Biracial woman recalls that even her mother couldn't identify with her or understand
Tuesday, March 08, 2005
For years, Comstock resident Angela Allen felt that her mother, who is white, was not able to help her deal effectively with the ostracism and outright racism she experienced growing up in nearly all-white Coldwater.
Allen, who is 29, had lived with her birth mother and father, who is African-American, until the couple divorced when she was about 4 years old, Allen remembered. She stayed with her mother.
But she was about 10 before she met her mother's parents, who lived in the same small town of Coldwater; her grandparents were apparently estranged from their daughter because she chose to marry a black man.
Allen met her grandparents only after she and her mother left their Oklahoma home and visited one of her mother's sisters in California. Her aunt telephoned her own parents back in Coldwater and brokered a meeting between the parents and their daughter.
"It wasn't a happy reunion," Allen said about watching her grandparents and her mother. "It was very uncomfortable, and I knew then that was prejudice. They treated me OK, it's just that there was a difference."
Though she and her mother then moved to Coldwater to live with her grandparents, the tension was so thick that her mother sent her to live with her father for a year in North Carolina.
There, Allen said she came in contact with the black members of her extended family. Although there was taunting from some of the black children, Allen said, she felt better accepted overall by her dad's family.
Then there was the day, two days into her junior year at the predominantly white Coldwater High School, when she again was confronted by prejudice.
"I was walking around the building and I heard this loud scream and heard, 'You n----r,' Allen said.
A traumatized Allen said she reported the incident to school officials, who apologized to her. But when she told her mother, Allen said, her pain and humiliation only deepened.
"It didn't bother her like it bothered me," Allen said. "She couldn't understand how it bothered me.
"'This is a big thing to me,'"Allen said she told her mother. "At that point, I knew that she would never be able to identify with me 'cause she wouldn't be able to understand."
Those experiences, however, have enabled Allen to better understand her own 7- and 8-year-old daughters, fathered by her husband, Thalmus Allen, an African-American man who is a personal trainer and a youth minister.
The girls attend a predominantly white elementary school, where Allen said they are in the racial minority and, as a result, often are left to play alone.
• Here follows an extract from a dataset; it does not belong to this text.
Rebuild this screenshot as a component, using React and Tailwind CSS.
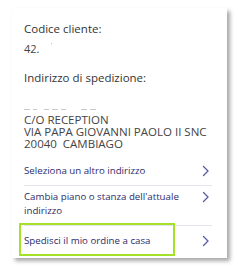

They're experiencing what she herself experienced growing up, she said. But she and her husband "have instilled in them Jesus."
She and her husband say they believe that religious faith will help their daughters deal with the rejection they encounter because of their race.
Allen said she has made peace with the way one part of her family has chosen to treat her.
"This is the way it's always been," she said. "It's my life."